Why bother? IPv4 NAT "works" right now, right? So there should be no harm in using it even if NAT provides no actual security benefits? While that's a popular belief, it isn't actually true. NAT has been and continues to be incredibly damaging to not only network-software, but also damages our freedom.
When considering how technology affects the freedom and security of the people that use it, getting rid of NAT is probably right next to "encrypt everything" as the most important change we need to make to the internet (we should have done it a decade ago). We are missing a huge amount of software that wasn't even started because you have to assume everybody on IPv4 is using a "party-line" that cannot accept incoming calls. Over two decades of network software was left unwritten.

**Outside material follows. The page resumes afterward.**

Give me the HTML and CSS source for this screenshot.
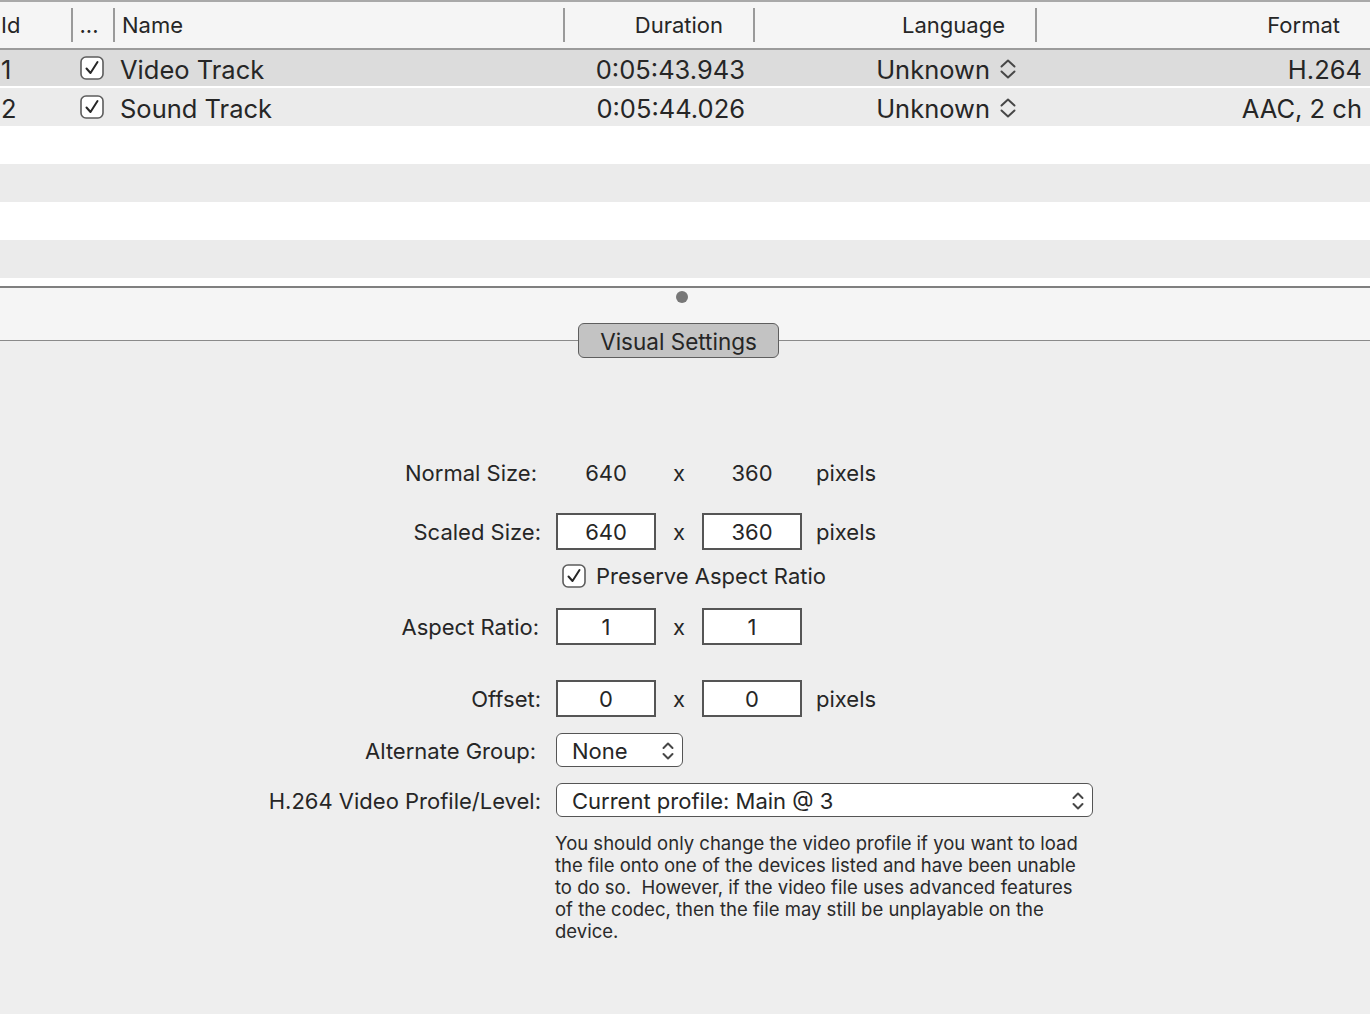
FILE: index.html
```html
<!DOCTYPE html>
<html lang="en">
<head>
  <meta charset="UTF-8" />
  <title>Track Settings</title>
  <link rel="stylesheet" href="styles.css">
</head>
<body>
  <div class="tracks">
    <div class="thead">
      <div class="th col-id">Id</div>
      <div class="th col-on">...</div>
      <div class="th col-name">Name</div>
      <div class="th col-dur">Duration</div>
      <div class="th col-lang">Language</div>
      <div class="th col-fmt">Format</div>
    </div>
    <div class="tbody">
      <div class="tr selected">
        <div class="td col-id">1</div>
        <div class="td col-on">
          <svg class="check" viewBox="0 0 24 24"><rect x="1" y="1" width="22" height="22" rx="5"/><path d="M6.5 12.5 L10.5 17 L17.5 6"/></svg>
        </div>
        <div class="td col-name">Video Track</div>
        <div class="td col-dur">0:05:43.943</div>
        <div class="td col-lang">Unknown
          <svg class="updown" viewBox="0 0 16 22"><path d="M1.5 8.5 L8 2.5 L14.5 8.5 M1.5 13.5 L8 19.5 L14.5 13.5"/></svg>
        </div>
        <div class="td col-fmt">H.264</div>
      </div>
      <div class="tr">
        <div class="td col-id">2</div>
        <div class="td col-on">
          <svg class="check" viewBox="0 0 24 24"><rect x="1" y="1" width="22" height="22" rx="5"/><path d="M6.5 12.5 L10.5 17 L17.5 6"/></svg>
        </div>
        <div class="td col-name">Sound Track</div>
        <div class="td col-dur">0:05:44.026</div>
        <div class="td col-lang">Unknown
          <svg class="updown" viewBox="0 0 16 22"><path d="M1.5 8.5 L8 2.5 L14.5 8.5 M1.5 13.5 L8 19.5 L14.5 13.5"/></svg>
        </div>
        <div class="td col-fmt">AAC, 2 ch</div>
      </div>
      <div class="tr"></div>
      <div class="tr"></div>
      <div class="tr"></div>
      <div class="tr"></div>
      <div class="tr"></div>
    </div>
  </div>

  <div class="splitter"><span class="grip"></span></div>

  <div class="group">
    <div class="group-title">
      <span class="rule rule-left"></span>
      <button class="tab">Visual Settings</button>
      <span class="rule"></span>
    </div>

    <div class="form">
      <div class="row row-normal">
        <label class="label">Normal Size:</label>
        <div class="field">
          <span class="value">640</span>
          <span class="times">x</span>
          <span class="value">360</span>
          <span class="unit">pixels</span>
        </div>
      </div>

      <div class="row row-scaled">
        <label class="label">Scaled Size:</label>
        <div class="field">
          <input class="box" type="text" value="640">
          <span class="times">x</span>
          <input class="box" type="text" value="360">
          <span class="unit">pixels</span>
        </div>
      </div>

      <div class="row row-preserve">
        <span class="label"></span>
        <div class="field">
          <label class="checkline">
            <svg class="check" viewBox="0 0 24 24"><rect x="1" y="1" width="22" height="22" rx="5"/><path d="M6.5 12.5 L10.5 17 L17.5 6"/></svg>
            Preserve Aspect Ratio
          </label>
        </div>
      </div>

      <div class="row row-aspect">
        <label class="label">Aspect Ratio:</label>
        <div class="field">
          <input class="box" type="text" value="1">
          <span class="times">x</span>
          <input class="box" type="text" value="1">
        </div>
      </div>

      <div class="row row-offset">
        <label class="label">Offset:</label>
        <div class="field">
          <input class="box" type="text" value="0">
          <span class="times">x</span>
          <input class="box" type="text" value="0">
          <span class="unit">pixels</span>
        </div>
      </div>

      <div class="row row-group">
        <label class="label">Alternate Group:</label>
        <div class="field">
          <div class="popup popup-small">
            <span>None</span>
            <svg class="updown small" viewBox="0 0 12 22"><path d="M1.5 8 L6 3.5 L10.5 8 M1.5 14 L6 18.5 L10.5 14"/></svg>
          </div>
        </div>
      </div>

      <div class="row row-profile">
        <label class="label">H.264 Video Profile/Level:</label>
        <div class="field">
          <div class="popup popup-wide">
            <span>Current profile: Main @ 3</span>
            <svg class="updown small" viewBox="0 0 12 22"><path d="M1.5 8 L6 3.5 L10.5 8 M1.5 14 L6 18.5 L10.5 14"/></svg>
          </div>
        </div>
      </div>

      <div class="row row-note">
        <span class="label"></span>
        <p class="note">You should only change the video profile if you want to load the file onto one of the devices listed and have been unable to do so.&nbsp; However, if the video file uses advanced features of the codec, then the file may still be unplayable on the device.</p>
      </div>
    </div>
  </div>
</body>
</html>
```

FILE: styles.css
```css
* {
  margin: 0;
  padding: 0;
  box-sizing: border-box;
}

body {
  width: 1370px;
  min-height: 1014px;
  overflow: hidden;
  background-color: #eeeeee;
  color: #262626;
  font-family: "Inter", "Liberation Sans", sans-serif;
}

/* ---- track table ---- */

.tracks {
  border-top: 2px solid #a9a9a9;
  background-color: #ffffff;
}

.thead {
  display: flex;
  align-items: center;
  height: 48px;
  background-color: #f5f5f5;
  border-bottom: 2px solid #9b9b9b;
  font-size: 22px;
}

.th {
  height: 34px;
  line-height: 34px;
  border-left: 2px solid #9a9a9a;
  white-space: nowrap;
}

.th.col-id {
  border-left: none;
}

.col-id  { width: 71px; padding-left: 1px; }
.col-on  { width: 42px; text-align: center; }
.col-name { width: 450px; padding-left: 7px; }
.col-dur { width: 190px; text-align: right; }
.col-lang { width: 282px; text-align: right; }
.col-fmt { flex: 1; text-align: right; }

.th.col-on {
  padding-right: 8px;
}

.th.col-dur,
.th.col-lang,
.th.col-fmt {
  padding-right: 30px;
}

.tbody {
  height: 236px;
  overflow: hidden;
}

.tr {
  display: flex;
  align-items: center;
  height: 38px;
  padding-top: 3px;
  font-size: 25.5px;
}

.tr:nth-child(even) {
  background-color: #ebebeb;
}

.tr.selected {
  background-color: #dcdcdc;
  border-bottom: 2px solid #ffffff;
}

.td {
  white-space: nowrap;
}

.td.col-on {
  display: flex;
  justify-content: center;
  margin-top: -3px;
}

.td.col-dur,
.td.col-fmt {
  padding-right: 8px;
}

.td.col-lang {
  display: flex;
  justify-content: flex-end;
  align-items: center;
  gap: 10px;
  padding-right: 19px;
}

.td.col-lang .updown {
  margin-top: -2px;
}

.check {
  width: 24px;
  height: 24px;
  flex: none;
}

.check rect {
  fill: #ffffff;
  stroke: #5c5c5c;
  stroke-width: 1.6;
}

.check path {
  fill: none;
  stroke: #262626;
  stroke-width: 2;
  stroke-linecap: round;
  stroke-linejoin: round;
}

.updown {
  width: 16px;
  height: 22px;
  flex: none;
}

.updown path {
  fill: none;
  stroke: #474747;
  stroke-width: 2;
  stroke-linecap: round;
  stroke-linejoin: round;
}

.updown.small {
  width: 12px;
  height: 22px;
}

/* ---- split view handle ---- */

.splitter {
  display: flex;
  justify-content: center;
  height: 37px;
  border-top: 2px solid #7f7f7f;
  background-color: #f5f5f5;
  padding-top: 3px;
}

.grip {
  width: 12px;
  height: 12px;
  margin-left: -6px;
  border-radius: 50%;
  background-color: #777777;
}

/* ---- visual settings group ---- */

.group-title {
  display: flex;
  align-items: center;
  height: 35px;
  background: linear-gradient(to bottom, #f5f5f5 0, #f5f5f5 17px, #eeeeee 17px);
}

.rule {
  flex: 1;
  height: 1.5px;
  background-color: #8a8a8a;
}

.rule-left {
  flex: 0 0 578px;
}

.tab {
  width: 201px;
  height: 35px;
  padding-top: 1px;
  font-family: inherit;
  font-size: 22.5px;
  color: #262626;
  background-color: #c3c3c3;
  border: 1.5px solid #5e5e5e;
  border-radius: 6px;
}

.form {
  padding-top: 95px;
}

.row {
  display: grid;
  grid-template-columns: 541px 1fr;
  column-gap: 15px;
  align-items: center;
  height: 38px;
  font-size: 22px;
}

.row-scaled   { margin-top: 21px; }
.row-preserve { margin-top: 7px; }
.row-aspect   { margin-top: 12px; }
.row-offset   { margin-top: 34px; }
.row-group    { margin-top: 14px; }
.row-profile  { margin-top: 12px; }

.row-note {
  height: auto;
  margin-top: 13px;
  align-items: start;
}

.label {
  padding-top: 2px;
  text-align: right;
  white-space: nowrap;
}

.row-normal .label { padding-right: 4px; }
.row-group .label  { padding-right: 5px; }
.row-aspect .label { padding-right: 2px; }

.field {
  display: flex;
  align-items: center;
}

.value,
.times,
.unit {
  padding-top: 2px;
}

.value {
  width: 100px;
  text-align: center;
}

.box {
  width: 100px;
  height: 37px;
  padding-top: 1px;
  border: 2px solid #555555;
  background-color: #ffffff;
  font-family: inherit;
  font-size: 22px;
  color: #262626;
  text-align: center;
  outline: none;
}

.times {
  width: 46px;
  text-align: center;
}

.unit {
  margin-left: 14px;
}

.checkline {
  display: flex;
  align-items: center;
  gap: 10px;
  padding-left: 6px;
}

.popup {
  display: flex;
  align-items: center;
  justify-content: space-between;
  height: 34px;
  padding: 1px 8px 0 15px;
  background-color: #ffffff;
  border: 1.5px solid #555555;
  border-radius: 6px;
}

.popup-small { width: 127px; }
.popup-wide  { width: 537px; }

.note {
  width: 530px;
  font-size: 18.5px;
  line-height: 22px;
  margin-left: -1px;
  color: #2a2a2a;
}
```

Instead software was forced to rely on central servers with real IPv4 addresses. You see to have a lot of concerns about privacy - which is good - but advocating for an IPv6 version of NAT is the same as arguing that services should remain centralized. You are arguing that we should remove the most important feature of IP networking: that any network address can be a server, giving everybody the ability to publish without needing permission[1] from a central authority.
Unfortunately, this is an uphill fight, because far too much of the tech industry is currently finding the role of "central authority" to be very profitable[2], and so we have a lot of people that see NAT's limitations as a good thing.